First-Ever Business Angel Week Held in Russia
May 7 – Investors from all over the world came to the first-ever business angel week in Russia, which started in Moscow but is continuing for a week across 25 regions.
Business angels are investors who not only finance entrepreneurial projects at an early stage and readily risk their own money, but they also support the project with their business experience and contacts. Basically, business angels work in innovative sectors.
“It’s not a problem to find entrepreneurs or good honest people,” said Esther Dyson, nonexecutive director and an investor in the country’s No. 1 search engine Yandex. “The problem is finding the next group: entrepreneurs who were successful, sold, and are now angel investors.”
Anyway, diversification of the economy financed by the private sector is definitely needed.
“If the Russian economy does not wean itself off its current 80 percent dependence on natural resources, it would no longer be able to compete with the rest of the world,” said Rusnano Director Anatoly Chubais, who was also attending the conference.
However seed funding with investments at the earliest stage is a very new concept in Russia.
By expert evaluation, there are about 10,000 business angels in Russia, but only 30 percent of them are really active as people who understand their role and search for strategic partners, according to Tatyana Komissarova from the Higher School of Economics.
Konstantin Fokin, the head of the National Association of Business Angels in Russia, estimates that business angels invest only US$300 million a year in Russian startups on average, though he admits that there are no completely reliable sources for that data.
By comparison, the European Business Angel Network, or EBAN, which coordinated its 12th congress with the Russian business angel week, is made up of 17,000 business angels who invest 3 billion euros to 4 billion euros (US$4 billion to US$5.3 billion) each year, EBAN chief Brigitte Baumann said. The U.S. market tends to be at least three to five times larger, she added.
Startups in Russia in their beginning stage usually don’t receive investments from venture capitalists, said Yan Ryazantsev, RVC’s director of investments.
“Usually [venture capitalists] invest when a company is selling products, or when it is ready to sell on the stock exchange. There are very few companies on the Russian market at this stage.

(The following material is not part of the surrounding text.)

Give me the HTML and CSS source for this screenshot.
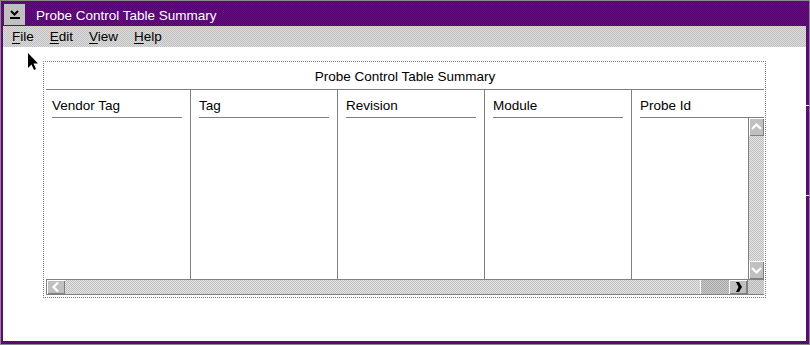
FILE: index.html
```html
<!DOCTYPE html>
<html lang="en">

<head>
  <meta charset="UTF-8">
  <meta name="viewport" content="width=device-width, initial-scale=1.0">
  <title>Probe Control Table Summary</title>
  <link rel="stylesheet" href="styles.css">
</head>

<body>
  <div class="window">
    <div class="titlebar">
      <div class="sysbtn">
        <svg width="21" height="21" viewBox="0 0 21 21">
          <polyline points="7,7 10.5,10.5 14,7" fill="none" stroke="#000" stroke-width="2" />
          <rect x="6" y="13" width="10" height="2" fill="#000" />
        </svg>
      </div>
      <span class="title">Probe Control Table Summary</span>
    </div>

    <div class="menubar">
      <span class="menu-item"><u>F</u>ile</span>
      <span class="menu-item"><u>E</u>dit</span>
      <span class="menu-item"><u>V</u>iew</span>
      <span class="menu-item"><u>H</u>elp</span>
    </div>

    <div class="client">
      <svg class="cursor" width="11" height="18" viewBox="0 0 11 18">
        <polygon points="0,0 0,15 3.5,11.5 6,17 8,16 5.5,10.5 10,10.5" fill="#000" />
      </svg>

      <div class="frame">
        <div class="frame-title">Probe Control Table Summary</div>

        <div class="columns">
          <div class="col col-first">
            <div class="col-head">Vendor Tag</div>
          </div>
          <div class="col">
            <div class="col-head">Tag</div>
          </div>
          <div class="col">
            <div class="col-head">Revision</div>
          </div>
          <div class="col">
            <div class="col-head">Module</div>
          </div>
          <div class="col col-last">
            <div class="col-head">Probe Id</div>
            <div class="col-body">
              <div class="vscroll">
                <div class="sb-btn sb-v">
                  <svg width="15" height="18" viewBox="0 0 15 18">
                    <polyline points="3,11 7.5,6.5 12,11" fill="none" stroke="#fff" stroke-width="2.2" />
                  </svg>
                </div>
                <div class="sb-track"></div>
                <div class="sb-btn sb-v">
                  <svg width="15" height="18" viewBox="0 0 15 18">
                    <polyline points="3,7 7.5,11.5 12,7" fill="none" stroke="#fff" stroke-width="2.2" />
                  </svg>
                </div>
              </div>
            </div>
          </div>
        </div>

        <div class="hscroll">
          <div class="sb-btn sb-h">
            <svg width="18" height="14" viewBox="0 0 18 14">
              <polyline points="11,2.5 6.5,7 11,11.5" fill="none" stroke="#fff" stroke-width="2.2" />
            </svg>
          </div>
          <div class="sb-track"></div>
          <div class="sb-thumb"></div>
          <div class="sb-btn sb-h sb-right">
            <svg width="18" height="14" viewBox="0 0 18 14">
              <polygon points="7,2 10,2 13,7 10,12 7,12 9.5,7" fill="#000" />
            </svg>
          </div>
          <div class="sb-corner"></div>
        </div>
      </div>
    </div>
  </div>
</body>

</html>
```

FILE: styles.css
```css
body {
  margin: 0;
  font-family: "Liberation Sans", Arial, sans-serif;
  font-size: 13.5px;
  background: #fff;
}

.window {
  width: 810px;
  height: 345px;
  box-sizing: border-box;
  border: 1px solid #8a8a8a;
  padding: 0 3px 3px 2px;
  display: flex;
  flex-direction: column;
  background:
    linear-gradient(#fff, #fff) right 0 top 104px / 3px 1px no-repeat,
    linear-gradient(#fff, #fff) right 0 top 194px / 3px 1px no-repeat,
    repeating-conic-gradient(#6a0a8c 0 25%, #4e0662 0 50%) 0 0 / 2px 2px;
}

.titlebar {
  height: 25px;
  display: flex;
  align-items: flex-start;
  flex-shrink: 0;
}

.sysbtn {
  width: 21px;
  height: 21px;
  margin: 3px 0 0 1px;
  background: #c0c0c0;
}

.sysbtn svg {
  display: block;
}

.title {
  color: #fff;
  line-height: 16px;
  margin: 7px 0 0 11px;
}

.menubar {
  height: 21px;
  box-sizing: border-box;
  padding: 3px 0 0 1px;
  display: flex;
  flex-shrink: 0;
  background: repeating-conic-gradient(#c0c0c0 0 25%, #dcdcdc 0 50%) 0 0 / 2px 2px;
}

.menu-item {
  padding: 0 8px;
  line-height: 16px;
  color: #000;
}

.menu-item u {
  text-underline-offset: 2px;
}

.client {
  flex: 1;
  position: relative;
  background: #fff;
  padding: 14px 0 0 40px;
}

.cursor {
  position: absolute;
  left: 25px;
  top: 6px;
}

.frame {
  width: 723px;
  height: 237px;
  box-sizing: border-box;
  border: 1px dotted #808080;
  padding: 0 1px 1px 2px;
  display: flex;
  flex-direction: column;
}

.frame-title {
  height: 28px;
  box-sizing: border-box;
  padding-top: 7px;
  line-height: 16px;
  text-align: center;
  border-bottom: 1px solid #808080;
  flex-shrink: 0;
}

.columns {
  height: 189px;
  display: flex;
  flex-shrink: 0;
}

.col {
  width: 147px;
  box-sizing: border-box;
  border-right: 1px solid #808080;
  display: flex;
  flex-direction: column;
}

.col-first {
  width: 145px;
}

.col-last {
  width: 132px;
  border-right: none;
}

.col-head {
  height: 28px;
  box-sizing: border-box;
  margin: 0 8px 0 8px;
  padding-top: 8px;
  line-height: 16px;
  border-bottom: 1px solid #808080;
}

.col-first .col-head {
  margin-left: 6px;
}

.col-last .col-head {
  margin-right: 0;
}

.col-body {
  flex: 1;
  display: flex;
  justify-content: flex-end;
}

.vscroll {
  width: 16px;
  box-sizing: border-box;
  border-left: 1px solid #808080;
  display: flex;
  flex-direction: column;
}

.sb-btn {
  background: #c0c0c0;
  box-shadow: inset 1px 1px #fff, inset -1px -1px #808080;
  flex-shrink: 0;
}

.sb-btn svg {
  display: block;
}

.sb-v {
  height: 18px;
}

.sb-track {
  flex: 1;
  background: repeating-conic-gradient(#c0c0c0 0 25%, #e4e4e4 0 50%) 0 0 / 2px 2px;
}

.hscroll {
  height: 16px;
  box-sizing: border-box;
  border-top: 1px solid #808080;
  border-bottom: 1px solid #808080;
  border-left: 1px solid #808080;
  display: flex;
  flex-shrink: 0;
}

.sb-h {
  width: 18px;
}

.sb-right {
  border-right: 1px solid #808080;
}

.sb-thumb {
  width: 28px;
  background: repeating-conic-gradient(#a8a8a8 0 25%, #c8c8c8 0 50%) 0 0 / 2px 2px;
  border-left: 1px solid #fff;
}

.sb-corner {
  width: 16px;
  background: repeating-conic-gradient(#b8b8b8 0 25%, #d8d8d8 0 50%) 0 0 / 2px 2px;
}
```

So the task at hand is to develop an entire set of small-sized funds for seed funding,” he said to The Moscow Times.
Meanwhile, this week’s US$75 million injection into classifieds advertising site Avito.ru experts take as a proof of the investment attractiveness of Russian startups.
Avito.ru started with US$10 million in seed money that came from two of its founders (chief executive Jonas Nordlander and fellow Swede Filip Engelbert) and two investment firms. Venture funds came on board later, during a US$26 million first round of funding in 2010 followed by the US$75 million round announced last Wednesday.
“The problem with investors is that they want returns within two to three years. And for some of these projects, it is five years,” Komissarova said.
Investors have seen returns most recently at Internet companies, including Yandex, whose IPO raised US$1.3 billion, Bloomberg reported in May 2011. Individual investor returns on investments were not disclosed.
US$1.3 billion was invested into Russian Internet companies in 2010 and US$2.15 billion in 2011, according to research performed by Fast Lane Ventures. But only US$750 million of that investment went to businesses at the startup stage.
For Internet startups, “there are really a small number of qualified investors,” said Kanr Lidzhiyev of Preqveca.ru, an analytical website devoted to Russia and CIS private equity and venture financing. “They are seizing the best opportunities and are enjoying an IRR [internal rate of return] that is higher than for U.S. or European venture capitalists in developed markets with fierce competition.”
To fill that void, RVC’s Ryazantsev believes that it is necessary for entrepreneurs and investors in Europe, Russia and the United States to discover one another.
“The more they interact, learn from one another, understand one another, the more they will drive one another forward,” he said.